If you aren’t inclined to read the comic or a few Wiki character breakdowns, Dr. Manhattan is blue god-like character best remembered for walking around stark naked with his unit hanging out, with nary a care for this world. The inclusion of Devo’s 1978 single “Space Junk” as a part of Laurie's sensual ritual, which is interrupted at the start of the episode, is a nice tip of the hat to that silliness, as is the revelation that she keeps a pet owl in a cage in remembrance of another lover.

The Owl’s totem gets fed live mice. Dr. Manhattan’s mechanical fetish, the episode (titled "She Was Killed By Space Junk") implies, receives another kind of tribute.
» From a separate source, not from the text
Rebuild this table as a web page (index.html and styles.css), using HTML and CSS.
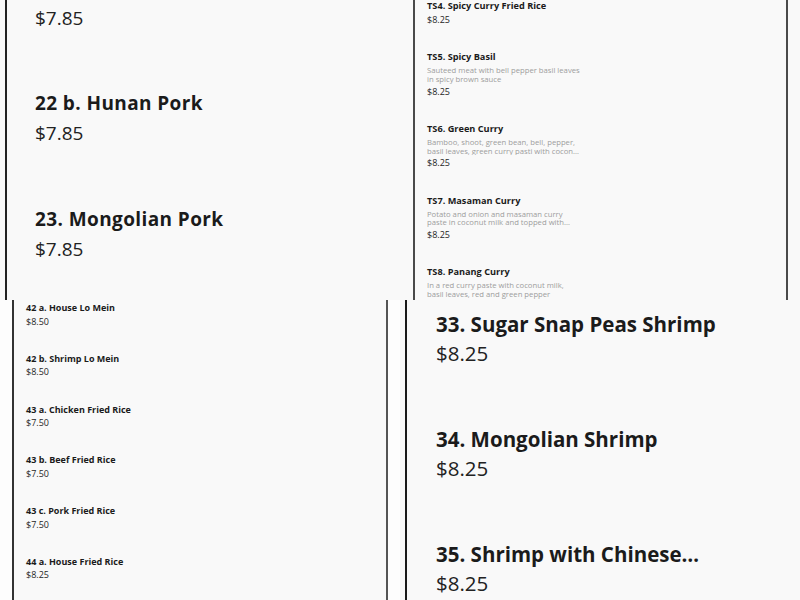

That sex toy, along with Smart’s episode-long joke that she recounts, tells several stories at once, all of them about Laurie:  Laurie was one of the only beings on Earth Dr. Manhattan cared about, but his divinity eventually overpowered his affection. He’s still a part of the “Watchmen” universe, living on Mars and contactable by some magic god phone inside of a gigantic phallus-shaped booth. Maybe he listens to his ex's messages . . . maybe. Who can say? Dr. Manhattan is the ultimate distant lover.

The part of Dr. Manhattan than Laurie could rely on, however, she has replicated and takes with her — and when dialing 667 isn’t enough, she's able to get what she needs with the human next door, a younger co-worker eager to impress his idol.

At any rate, the befuddled, shocked, and aroused viewer may choose to look up the backstory on all of this, or trust what they see in front of them. Either way, it works, and it’s kind of glorious to see a mature female character in this position, played not as someone who is bereft or pining for her lost love, but who has learned to take what she needs from humankind instead of waiting for a hero’s salvation.

That may be a lot of meaning to assign the appearance of a sexual device. But at least it has a more positive reason to be there than those lengthy post-apocalyptic scenes of  a cruel leader grabbing herself by the genitals, simply because when you’re a queen in a blind world, they let you do it.